Why even pretend to even have a military?
The Bundeswehr is no more.
You ought to pitch Germany just ditching its military for paying the US directly. ;)
Posted by: Will Baird | October 21, 2014 at 03:51 PM
More reporting on this from Der Spiegel (not behind a paywall).
("These days, a lot of scoffing can be heard about the military in Berlin political circles. One line goes, 'We're practicing disarmament through wear and tear.' ")
Also, it's not that one of the four Type 212 submarines is "inoperational" -- three of the four aren't "available" or "deployable", and the only one that is was rated "yellow" instead of "green", so apparently it has some problems, too...
Posted by: Peter Erwin | October 21, 2014 at 04:46 PM
Whoops! That was my error, Peter. Just corrected.
Posted by: Noel Maurer | October 21, 2014 at 06:13 PM
Here's the next Leopard tank:
http://tinyurl.com/ke7hqdp
Posted by: Will Baird | October 23, 2014 at 08:02 PM
...Christ.
I can almost see the issue with the Marders... those are getting quite old and they presumably saw a good deal of service over the last decade. (sadly, I know this because I tabled-topped a c.1979 scenario a few weeks back, and my Marders proved singularly unhelpful)
But that Eurofighter availability is an embarrassment. It is probably on par with the F-22, but there is a reason I described the USAF as the uniformed arm of the defense industrial complex recently.
Posted by: James Angove | October 23, 2014 at 11:52 PM
It's the biggest black eye for the Merkel government for a long time. It's exacerbated by the fact that the Defense Minister was a political appointee who is both incompetent and widely despised by the career military.
There are some complex politics here. The DM, Ursula von der Leyen, is a physician who is considered the "social conscience" of the conservatives; she's been quite popular until recently, and had been considered a plausible potential successor to Merkel. So there's speculation that Merkel -- who doesn't much care for over-popular or over-mighty Cabinet Ministers -- may have given her Defense as a poisoned chalice.
But anyway, yes, awkward.
Doug M.
Posted by: Doug M. | October 26, 2014 at 11:09 PM
hmmm. Eurofighters seem to have problems in more than Germany:
http://www.thelocal.es/20141027/only-6-of-spains-39-eurofighter-planes-can-fly
Posted by: Will Baird | October 27, 2014 at 10:43 PM
And the rifles...
https://medium.com/war-is-boring/german-soldiers-dont-trust-their-battle-rifle-e1070a9a67dc
Posted by: Will Baird | December 10, 2014 at 08:00 PM
Shades of the M1A1?
Posted by: David Allen | December 10, 2014 at 08:49 PM
Another issue here is the politics between the defence institution and the front line - the "old" Bundeswehr was all about the heavy, heavy metal for obvious reasons and naturally about the procurement system that supported it. the people who went fighting in Afghanistan for the last 13 years as an expeditionary light infantry force? they could care less about the Type 212 U-boat or the Eurofighter and herds of tanks parked up in NRW are a bit abstract.

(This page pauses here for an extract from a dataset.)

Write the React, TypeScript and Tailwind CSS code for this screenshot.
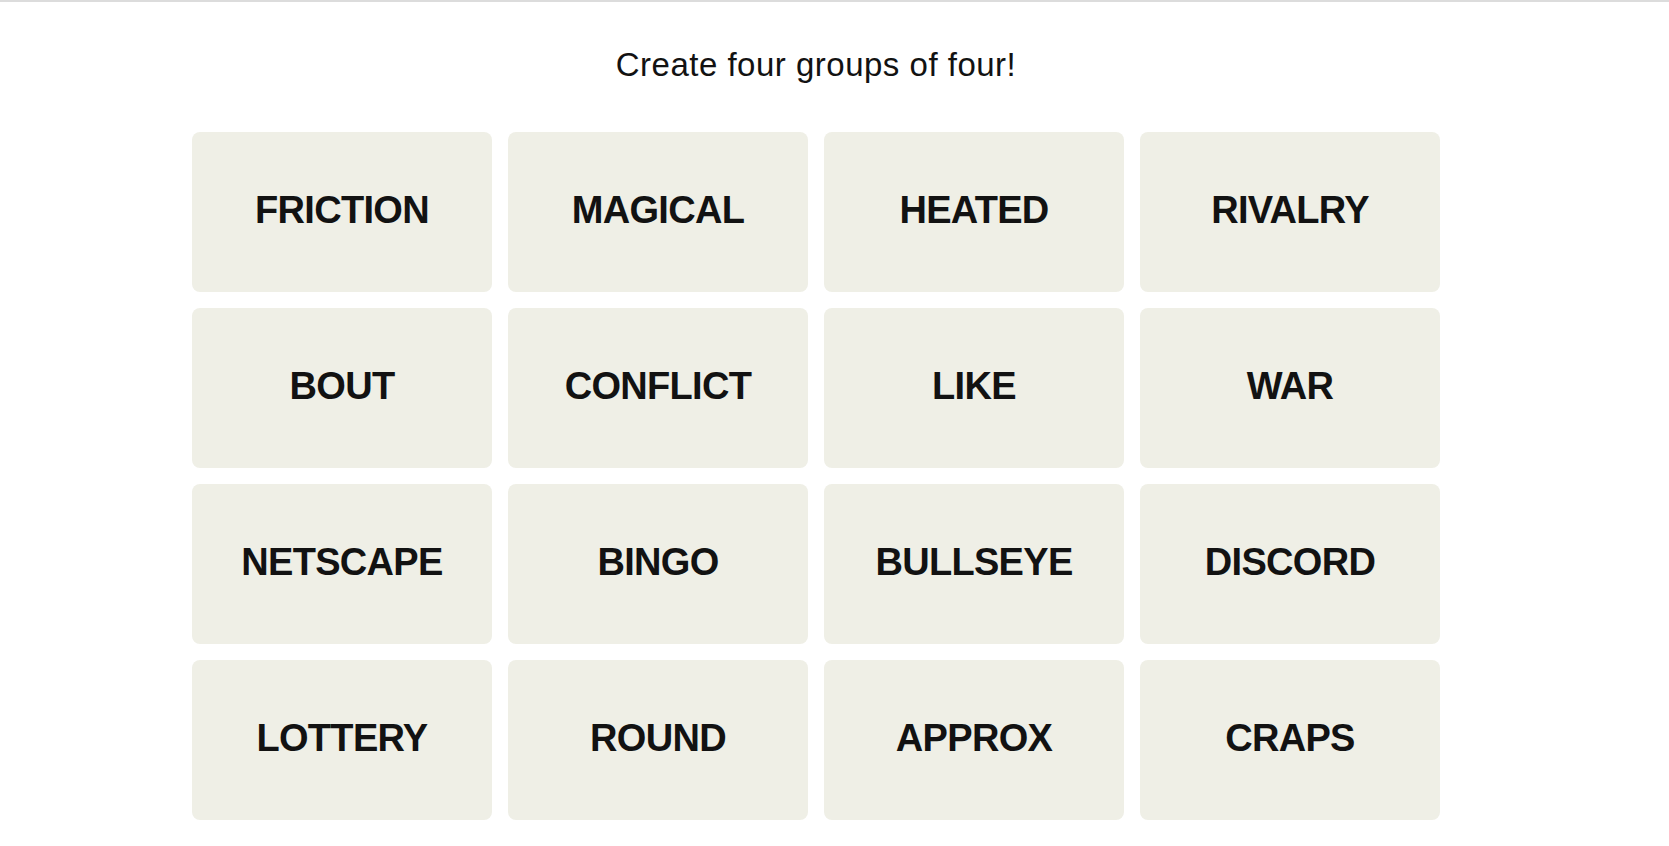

Here's a massive longread: http://www.afghanistan-connection.de/
It's very German - check out the Greens worrying that the ex-Afghans think army training should involve shooting at targets and that officers with experience in dealing with floods are being held back from promotion - but there's obviously a big issue in the politics of their military-industrial complex.